KEY POINTS:
We are "satisfied that Telecom did not have an anti-competitive purpose when it introduced the 0867 service and that there is nothing in the consequences which followed that could lead to a contrary view". What the ... ?
Reading the April 18, High Court judgement of Justice Rodney Hansen and lay member Michael Copeland in the case of the Commerce Commission versus Telecom, one is left choking in disbelief.
Was the good judge blind or living in another country?
Perhaps the law is indeed an ass. Or maybe, once again, Telecom's deep legal pockets have triumphed over justice.
The 0867 case, our version of Charles Dickens' intractable Jarndyce and Jarndyce dispute in Bleak House, goes back to 2000 when the commission decided to haul the Telecom monopoly before the courts.
At issue was the infamous 0867 dialling regime which the company unilaterally imposed on its competitors in 1999. Its purpose (in the pre-broadband era) was to force all internet users to use an 0867 prefix when they were dialling their internet provider. Telecom said 0867 was necessary to protect its increasingly overloaded network which was being swamped by unruly hordes wanting access to this new internet thingy. In truth, Telecom was bleeding money - thanks to the arcane practice among telcos known as interconnection agreements.
These enable competing networks to connect phone calls from one network to the other and employ border crossing fees (termination payments) to cover the costs. Not surprisingly, Telecom had negotiated its interconnection agreement with competitor Clear Communications at rates very much in its favour.

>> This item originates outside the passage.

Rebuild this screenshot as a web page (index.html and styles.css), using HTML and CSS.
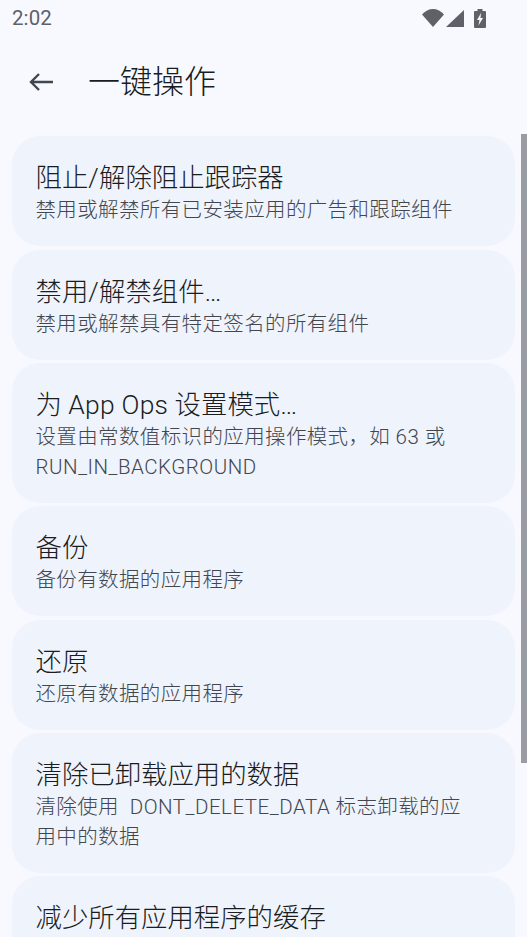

In 1999 when the trouble started, Clear was paying Telecom at the rate of 3c a minute, amounting to $73 million a year in border crossing fees. In the other direction, Telecom was paying Clear at the rate of 1.5c per minute, amounting to only $18 million a year. But, for Telecom, this was about $12 million a year too much. Far too many people were using Clear's network, staying on the phone far too long while surfing the net and costing Telecom a bundle. There was even a brief period when users could get dial-up internet for free - ironically funded by Telecom's termination payments.
Hence 0867, which we learn from Justice Hansen's judgment was codenamed "Project Morecambe" and cost $2.55 million to implement. The codename is perhaps because of the uncanny resemblance of the architect of 0867, Bruce Parkes, to the late Eric Morecambe of the British comic double act Morecambe and Wise.
Justice Hansen finds one of the reasons for 0867 was so Telecom could avoid capital expenditure of $205 million which would have been required over the next three years to support projected network usage growth.
"The financial base for the business case was said to be entirely cost-avoidance: it would deliver no new revenue but would prevent large spending on Telecom's infrastructure over the succeeding four years." Hmmm, Telecom actively under-investing in its network - why does that have a familiar ring to it?
The judgment takes the bizarre view that Telecom couldn't have used it's dominance to anti-competitively introduce 0867 because it wasn't actually dominant. Justice Hansen points the finger at the Kiwi Share Obligation (KSO), a condition the Government attached to its sale of Telecom in 1990 for $4.25 billion, which guaranteed "free" local calls. Apparently, the KSO constrained "Telecom's prices and, consequently, its levels of profitability in the residential access market". Unbelievable. Somehow our courts have bought Telecom's argument that its monopoly profits since 1990 at the expense of sensible capital investment, not to mention consumer services, weren't enough.
As for kneecapping competitors and depriving them of legitimate revenue through their interconnection agreements, the judgment says no. It argues that because Telecom was eventually able to buy its way out of it predicament - compensating Clear a total of $21.75 million and forgiving it $40 million in earlier termination payments - 0867 was a legitimate response to a difficult situation. By some weird logic, Justice Hansen says a non-dominant firm in the same position as Telecom would have been able to impose the same sort of dialling regime. And pigs would fly.
But what's really tragic about this judgment is that it has taken so long to see the light of day its finding is irrelevant. Justice delayed is justice denied. Had the judgment been timely, it would have shown what we all now know - our laws to safeguard competition in telecommunications are a farce.